- Simpson and Ashland Location within Buckinghamshire
- Interactive map of Simpson and Ashland
- Population: 1,701 (2021 census)
- OS grid reference: SP881360
- Civil parish: Simpson and Ashland;
- District: City of Milton Keynes;
- Unitary authority: Milton Keynes City Council;
- Ceremonial county: Buckinghamshire;
- Region: South East;
- Country: England
- Sovereign state: United Kingdom
- Post town: MILTON KEYNES
- Postcode district: MK6
- Dialling code: 01908
- Police: Thames Valley
- Fire: Buckinghamshire
- Ambulance: South Central
- UK Parliament: Milton Keynes Central;
- Website: Simpson and Ashland Parish Council

= Simpson and Ashland =

Civil parish in Milton Keynes, England

Simpson and Ashland is a civil parish in the south of Milton Keynes, a city in Buckinghamshire, England.

The parish comprises the village of Simpson and the districts of Ashland and West Ashland. At the 2021 Census the population of the civil parish was 1,701.

==Ashland==
At present a residential area, Ashland was formerly known as the site of the original Milton Keynes Greyhound Stadium, a greyhound racing track. It had been running since the 1960s but was demolished in 2006 to make way for new housing developments. The track was to have been relocated to Elfield Park near the National Bowl but this plan was eventually abandoned.
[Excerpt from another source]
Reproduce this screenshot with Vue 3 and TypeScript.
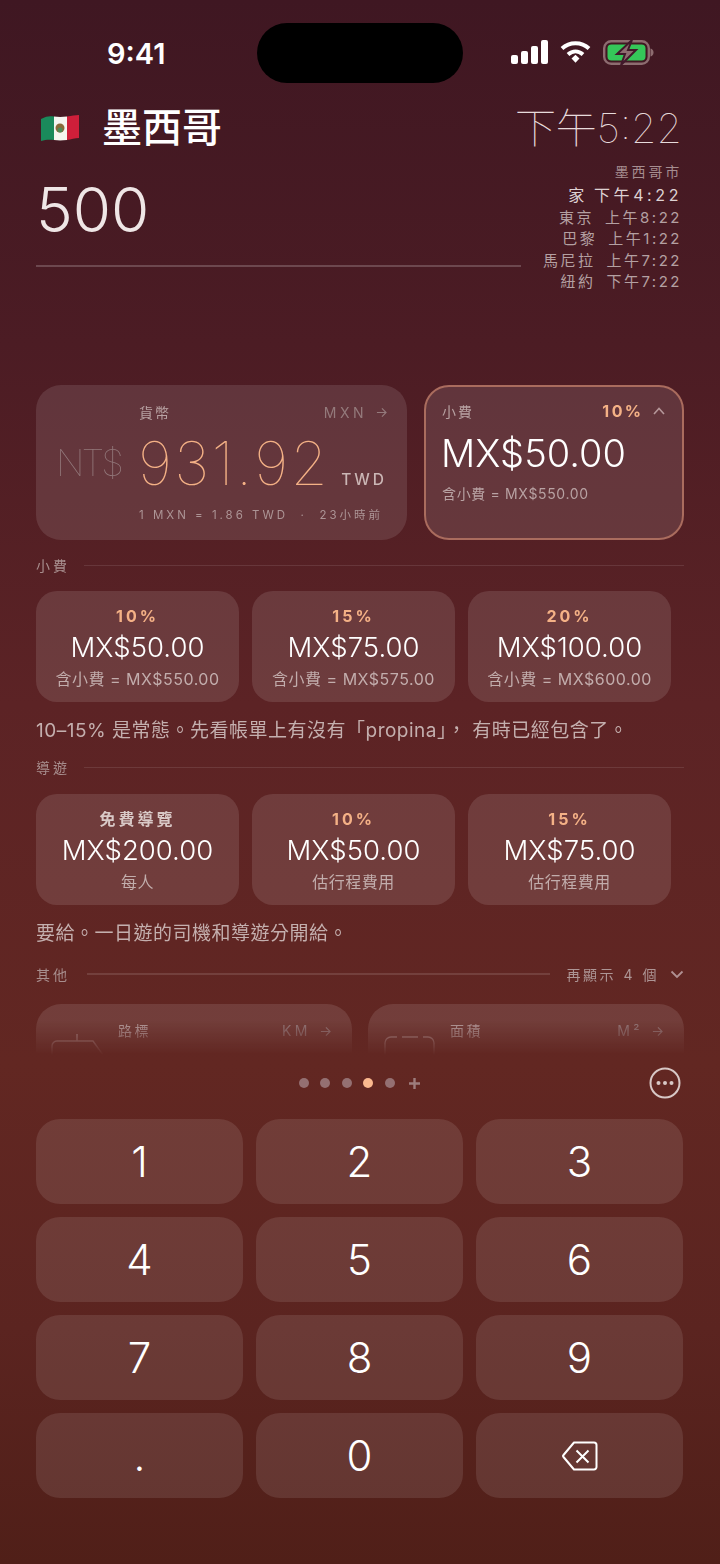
<script setup lang="ts">
interface Tip { label: string; amount: string; sub: string }
const clocks = [
  { city: '家', time: '下午4:22' },
  { city: '東京', time: '上午8:22' },
  { city: '巴黎', time: '上午1:22' },
  { city: '馬尼拉', time: '上午7:22' },
  { city: '紐約', time: '下午7:22' },
]
const tips: Tip[] = [
  { label: '10%', amount: 'MX$50.00', sub: '含小費 = MX$550.00' },
  { label: '15%', amount: 'MX$75.00', sub: '含小費 = MX$575.00' },
  { label: '20%', amount: 'MX$100.00', sub: '含小費 = MX$600.00' },
]
const guides: Tip[] = [
  { label: '免費導覽', amount: 'MX$200.00', sub: '每人' },
  { label: '10%', amount: 'MX$50.00', sub: '估行程費用' },
  { label: '15%', amount: 'MX$75.00', sub: '估行程費用' },
]
const keys = ['1', '2', '3', '4', '5', '6', '7', '8', '9', '.', '0']
const dots = [0, 1, 2, 3, 4]
</script>

<template>
  <div class="phone">
    <div class="status">
      <span class="clock">9:41</span>
      <div class="island"></div>
      <div class="status-icons">
        <svg width="37" height="24" viewBox="0 0 37 24">
          <rect x="0" y="15" width="7" height="9" rx="2" fill="#fff" />
          <rect x="10" y="11" width="7" height="13" rx="2" fill="#fff" />
          <rect x="20" y="6" width="7" height="18" rx="2" fill="#fff" />
          <rect x="30" y="0" width="7" height="24" rx="2" fill="#fff" />
        </svg>
        <svg width="31" height="24" viewBox="0 0 31 24" fill="none">
          <path d="M2 8.500C9.500 1.500 21.500 1.500 29 8.500" stroke="#fff" stroke-width="4" />
          <path d="M8 14.500C12.500 10.500 18.500 10.500 23 14.500" stroke="#fff" stroke-width="4" />
          <path d="M11.500 18.500L15.500 14.800L19.500 18.500L15.500 22.800Z" fill="#fff" />
        </svg>
        <svg width="51" height="25" viewBox="0 0 51 25" fill="none">
          <rect x="1.200" y="1.200" width="44.600" height="22.600" rx="7" stroke="#8d6c70" stroke-width="2.400" />
          <rect x="4.500" y="4.500" width="38" height="16" rx="4" fill="#35c759" />
          <path d="M47.500 8.500c2 .5 3 2 3 4s-1 3.500-3 4z" fill="#8d6c70" />
          <path d="M29 0L14 14h8l-4 11 15-15h-8z" fill="#8d6c70" stroke="#41182a" stroke-width="2" />
        </svg>
      </div>
    </div>

    <header class="head">
      <div class="head-left">
        <div class="title-row">
          <svg class="flag" width="40" height="30" viewBox="0 0 40 30">
            <path d="M1 6C7 3 9 3 14 3.500L14 27C9 26.500 6 26.500 1 28Z" fill="#1a8a5b" />
            <path d="M14 3.500C18 4 22 4 27 3.500L27 27C22 27.500 18 27.500 14 27Z" fill="#f5f5f0" />
            <path d="M27 3.500C32 3 35 2 39 2L39 25C35 25 31 26.500 27 27Z" fill="#cf1f3a" />
            <circle cx="20" cy="15" r="4.500" fill="#8a6a3a" />
            <circle cx="20" cy="17" r="2.500" fill="#4f8a5a" />
          </svg>
          <h1 class="country">墨西哥</h1>
        </div>
        <div class="input">500</div>
        <div class="input-rule"></div>
      </div>
      <div class="head-right">
        <div class="local-time">下午5:22</div>
        <div class="local-city">墨西哥市</div>
        <div v-for="(c, i) in clocks" :key="c.city" class="world" :class="{ home: i === 0 }">
          <span>{{ c.city }}</span><span>{{ c.time }}</span>
        </div>
      </div>
    </header>

    <main class="scroll">
      <div class="top-cards">
        <section class="card currency">
          <div class="symbol">NT$</div>
          <div class="currency-body">
            <div class="card-head">
              <span class="card-name">貨幣</span>
              <span class="card-unit">MXN
                <svg width="11" height="11" viewBox="0 0 12 12" fill="none"><path d="M1 6h10M6.500 1.500L11 6l-4.500 4.500" stroke="currentColor" stroke-width="1.200" /></svg>
              </span>
            </div>
            <div class="value-row">
              <span class="value">931.92</span>
              <span class="value-code">TWD</span>
            </div>
            <div class="rate">1 MXN = 1.86 TWD &nbsp;·&nbsp; 23小時前</div>
          </div>
        </section>
        <section class="card tip-card">
          <div class="card-head">
            <span class="card-name">小費</span>
            <span class="tip-pct">10%
              <svg width="12" height="8" viewBox="0 0 12 8" fill="none"><path d="M1 7l5-5.500L11 7" stroke="#b5979a" stroke-width="1.600" /></svg>
            </span>
          </div>
          <div class="tip-amount">MX$50.00</div>
          <div class="tip-total">含小費 = MX$550.00</div>
        </section>
      </div>

      <div class="section-label first"><span>小費</span><i></i></div>
      <div class="options first-options">
        <div v-for="t in tips" :key="t.amount" class="option">
          <div class="opt-label">{{ t.label }}</div>
          <div class="opt-amount">{{ t.amount }}</div>
          <div class="opt-sub">{{ t.sub }}</div>
        </div>
      </div>
      <p class="note">10–15% 是常態。先看帳單上有沒有「propina」， 有時已經包含了。</p>

      <div class="section-label"><span>導遊</span><i></i></div>
      <div class="options">
        <div v-for="(t, i) in guides" :key="t.amount" class="option">
          <div class="opt-label" :class="{ plain: i === 0 }">{{ t.label }}</div>
          <div class="opt-amount">{{ t.amount }}</div>
          <div class="opt-sub">{{ t.sub }}</div>
        </div>
      </div>
      <p class="note">要給。一日遊的司機和導遊分開給。</p>

      <div class="section-label other">
        <span>其他</span><i></i>
        <span class="more">再顯示 4 個</span>
        <svg width="14" height="9" viewBox="0 0 14 9" fill="none"><path d="M1.500 1.500L7 7l5.500-5.500" stroke="#b09092" stroke-width="1.800" /></svg>
      </div>
      <div class="mini-cards">
        <div class="mini">
          <svg class="mini-icon" width="56" height="60" viewBox="0 0 56 60" fill="none" stroke="#a98a8a" stroke-width="1.400">
            <path d="M28 0v7M3 60V12a5 5 0 0 1 5-5h36l10 14v39" />
          </svg>
          <span class="mini-name">路標</span>
          <span class="card-unit">KM
            <svg width="11" height="11" viewBox="0 0 12 12" fill="none"><path d="M1 6h10M6.500 1.500L11 6l-4.500 4.500" stroke="currentColor" stroke-width="1.200" /></svg>
          </span>
        </div>
        <div class="mini">
          <svg class="mini-icon" width="56" height="60" viewBox="0 0 56 60" fill="none" stroke="#a98a8a" stroke-width="1.400">
            <path d="M4 60V9a6 6 0 0 1 6-6h6M21 3h16M42 3h5a6 6 0 0 1 6 6v51" />
          </svg>
          <span class="mini-name">面積</span>
          <span class="card-unit">M²
            <svg width="11" height="11" viewBox="0 0 12 12" fill="none"><path d="M1 6h10M6.500 1.500L11 6l-4.500 4.500" stroke="currentColor" stroke-width="1.200" /></svg>
          </span>
        </div>
      </div>
    </main>

    <div class="pager">
      <div class="dots">
        <span v-for="d in dots" :key="d" class="dot" :class="{ on: d === 3 }"></span>
        <svg class="plus" width="13" height="13" viewBox="0 0 13 13"><path d="M6.500 1v11M1 6.500h11" stroke="#9d7d7d" stroke-width="2.400" /></svg>
      </div>
      <svg class="menu" width="32" height="32" viewBox="0 0 32 32" fill="none">
        <circle cx="16" cy="16" r="14.500" stroke="#d8c8c6" stroke-width="2" />
        <circle cx="9.500" cy="16" r="2" fill="#d8c8c6" />
        <circle cx="16" cy="16" r="2" fill="#d8c8c6" />
        <circle cx="22.500" cy="16" r="2" fill="#d8c8c6" />
      </svg>
    </div>

    <div class="keypad">
      <button v-for="k in keys" :key="k" class="key" type="button">{{ k }}</button>
      <button class="key" type="button" aria-label="刪除">
        <svg width="36" height="30" viewBox="0 0 36 30" fill="none" stroke="#fff" stroke-width="2" stroke-linejoin="round">
          <path d="M12 1.500h20a2.500 2.500 0 0 1 2.500 2.500v22a2.500 2.500 0 0 1-2.500 2.500H12L1.500 16a1.500 1.500 0 0 1 0-2Z" />
          <path d="M14.500 9.500l12 12M26.500 9.500l-12 12" />
        </svg>
      </button>
    </div>
  </div>
</template>

<style>
html, body { margin: 0; background: #4f1f1a; }
</style>

<style scoped>
.phone {
  width: 720px;
  height: 1564px;
  overflow: hidden;
  background: linear-gradient(180deg, #3f1722 0%, #4c1c24 22%, #5c2325 45%, #622722 68%, #5b2420 85%, #501f18 100%);
  font-family: Inter, "Noto Sans CJK TC", sans-serif;
  color: #fff;
}
.status {
  height: 106px;
  box-sizing: border-box;
  padding-top: 23px;
  display: grid;
  grid-template-columns: 257px 206px 257px;
}
.clock {
  justify-self: start;
  margin-left: 107px;
  margin-top: 13px;
  font-size: 29px;
  line-height: 36px;
  font-weight: 600;
}
.island { height: 60px; border-radius: 30px; background: #000; }
.status-icons {
  display: flex;
  align-items: center;
  height: 60px;
  padding-left: 48px;
  margin-top: -1px;
  gap: 12px;
}
.head {
  display: flex;
  justify-content: space-between;
  padding: 0 38px 0 36px;
  height: 279px;
  box-sizing: border-box;
}
.head-left { flex: none; width: 485px; margin-right: -40px; }
.title-row { display: flex; align-items: center; height: 44px; gap: 22px; margin-left: 4px; }
.flag { flex: none; }
.country { margin: 0; font-size: 40px; line-height: 44px; font-weight: 500; color: #fff; }
.input {
  margin-top: 22px;
  font-size: 62px;
  line-height: 76px;
  font-weight: 300;
  color: #efe6e6;
}
.input-rule { height: 2px; margin-top: 17px; background: rgba(255, 255, 255, 0.2); }
.head-right { flex: none; text-align: right; white-space: nowrap; }
.local-time {
  font-size: 41px;
  line-height: 44px;
  font-weight: 100;
  color: #e7dbdc;
}
.local-city {
  margin-top: 11px;
  font-size: 14px;
  line-height: 22px;
  letter-spacing: 2.800px;
  color: #a68d90;
}
.world {
  display: flex;
  justify-content: flex-end;
  gap: 11px;
  font-size: 15px;
  line-height: 21.500px;
  letter-spacing: 2.500px;
  color: #b4a0a2;
}
.world.home { color: #ded2d3; margin-top: 2px; font-size: 16px; letter-spacing: 3.600px; gap: 6px; }

.scroll {
  height: 670px;
  box-sizing: border-box;
  padding: 0 36px;
  -webkit-mask-image: linear-gradient(180deg, #000 0, #000 635px, transparent 670px);
  mask-image: linear-gradient(180deg, #000 0, #000 635px, transparent 670px);
}
.top-cards { display: grid; grid-template-columns: 371px 259.500px; gap: 17px; }
.card {
  height: 155px;
  box-sizing: border-box;
  border-radius: 25px;
  background: rgba(255, 255, 255, 0.11);
}
.currency { display: flex; padding: 16px 20px 0 20px; }
.symbol {
  width: 83px;
  flex: none;
  margin-top: 40px;
  font-size: 37px;
  line-height: 44px;
  font-weight: 100;
  color: #93787b;
  letter-spacing: -3px;
}
.currency-body { flex: 1; min-width: 0; }
.card-head { display: flex; justify-content: space-between; align-items: center; height: 22px; }
.card-name { font-size: 14px; letter-spacing: 2px; color: #b8a2a3; }
.card-unit {
  font-size: 14px;
  letter-spacing: 3.500px;
  color: #947a7c;
  display: inline-flex;
  align-items: center;
  gap: 9px;
}
.value-row { display: flex; align-items: baseline; margin-top: 8px; }
.value {
  font-size: 60px;
  line-height: 64px;
  font-weight: 100;
  letter-spacing: 2.400px;
  margin-left: -1px;
  color: #f4b186;
}
.value-code {
  margin-left: 11px;
  font-size: 15.500px;
  letter-spacing: 3px;
  font-weight: 500;
  color: #cbb6b5;
}
.rate {
  margin-top: 10px;
  white-space: nowrap;
  font-size: 11.500px;
  line-height: 20px;
  letter-spacing: 3px;
  color: #ad9596;
}
.tip-card {
  padding: 13px 17px 0 16px;
  border: 2px solid #aa6c5e;
}
.tip-pct {
  display: inline-flex;
  align-items: center;
  gap: 9px;
  font-size: 16px;
  font-weight: 700;
  letter-spacing: 2.400px;
  color: #f4b186;
}
.tip-amount {
  margin-top: 8px;
  margin-left: -1px;
  font-size: 38px;
  line-height: 46px;
  font-weight: 300;
  color: #fff;
}
.tip-total {
  margin-top: 8px;
  font-size: 14px;
  line-height: 20px;
  letter-spacing: 0.650px;
  color: #b8a2a3;
}

.section-label {
  display: flex;
  align-items: center;
  height: 20px;
  margin-top: 14px;
  font-size: 14px;
  letter-spacing: 3px;
  color: #a88e8e;
}
.section-label.first { margin-top: 15px; }
.section-label i { flex: 1; height: 1px; margin-left: 14px; background: rgba(255, 255, 255, 0.1); }
.section-label.other { margin-top: 18px; }
.section-label.other i { height: 2px; margin-left: 17px; background: rgba(255, 255, 255, 0.12); }
.more { margin: 0 11px 0 17px; letter-spacing: 2.500px; word-spacing: 1px; color: #ad9595; }

.options {
  display: grid;
  grid-template-columns: repeat(3, 203px);
  gap: 13px;
  margin-top: 17px;
}
.first-options { margin-top: 16px; }
.option {
  height: 111px;
  box-sizing: border-box;
  padding-top: 14px;
  border-radius: 21px;
  background: rgba(255, 255, 255, 0.115);
  text-align: center;
}
.opt-label {
  font-size: 16px;
  line-height: 22px;
  font-weight: 700;
  letter-spacing: 3px;
  color: #f4b186;
}
.opt-label.plain { color: #d9c9c7; }
.opt-amount {
  margin-top: 3px;
  font-size: 27.500px;
  line-height: 34px;
  font-weight: 300;
  color: #fff;
}
.opt-sub {
  margin-top: 4px;
  font-size: 16px;
  line-height: 22px;
  letter-spacing: 0.500px;
  color: #c2adac;
}
.note {
  margin: 16px 0 0;
  font-size: 19px;
  line-height: 25px;
  letter-spacing: 0.500px;
  color: #c4afae;
  white-space: nowrap;
}
.mini-cards { display: grid; grid-template-columns: 316px 316px; gap: 16px; margin-top: 20px; }
.mini {
  position: relative;
  height: 120px;
  box-sizing: border-box;
  padding: 17px 21px 0 82px;
  border-radius: 25px;
  background: rgba(255, 255, 255, 0.11);
  display: flex;
  justify-content: space-between;
  align-items: flex-start;
}
.mini-name { font-size: 14px; line-height: 20px; letter-spacing: 2.500px; color: #b8a2a3; }
.mini .card-unit { line-height: 20px; }
.mini-icon { position: absolute; left: 13px; top: 30px; }

.pager {
  position: relative;
  height: 56px;
  display: flex;
  justify-content: center;
  align-items: center;
}
.dots { display: flex; align-items: center; gap: 11.400px; }
.dot { width: 10px; height: 10px; border-radius: 50%; background: #947072; }
.dot.on { background: #fbb98f; }
.plus { margin-left: 2px; }
.menu { position: absolute; right: 39px; top: 12px; }

.keypad {
  display: grid;
  grid-template-columns: repeat(3, 207px);
  grid-auto-rows: 85px;
  gap: 13px;
  margin-top: 8px;
  padding: 0 36px;
}
.key {
  display: flex;
  align-items: center;
  justify-content: center;
  border: 0;
  padding: 0;
  border-radius: 24px;
  background: rgba(255, 255, 255, 0.1);
  font-family: Inter, sans-serif;
  font-size: 42px;
  font-weight: 300;
  color: #fff;
}
</style>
Ashland has lakes, woodland and a public art project completed in 2014, the Ashland Water Serpent.

==Simpson==

Simpson was one of the villages of historic Buckinghamshire that was included in the "New City" in 1967. The village name is derived from Old English, and means 'Sigewine's farm or settlement'. It was recorded in the Domesday Book of 1086 as Siwinestone.

==West Ashland==
This is a small district, part of the Denbigh grid-square but severed from most of the grid-square by the A5 dual carriageway. As of January 2019, the only operational development there is the national headquarters and commissary for Domino's Pizza, UK. The remainder of the district is taken up by development of the "blue light hub", a combined operational centre and base for emergency services in Milton Keynes, which opened on 1 July 2020. Consequently, the fire stations at Bletchley and Great Holm have closed.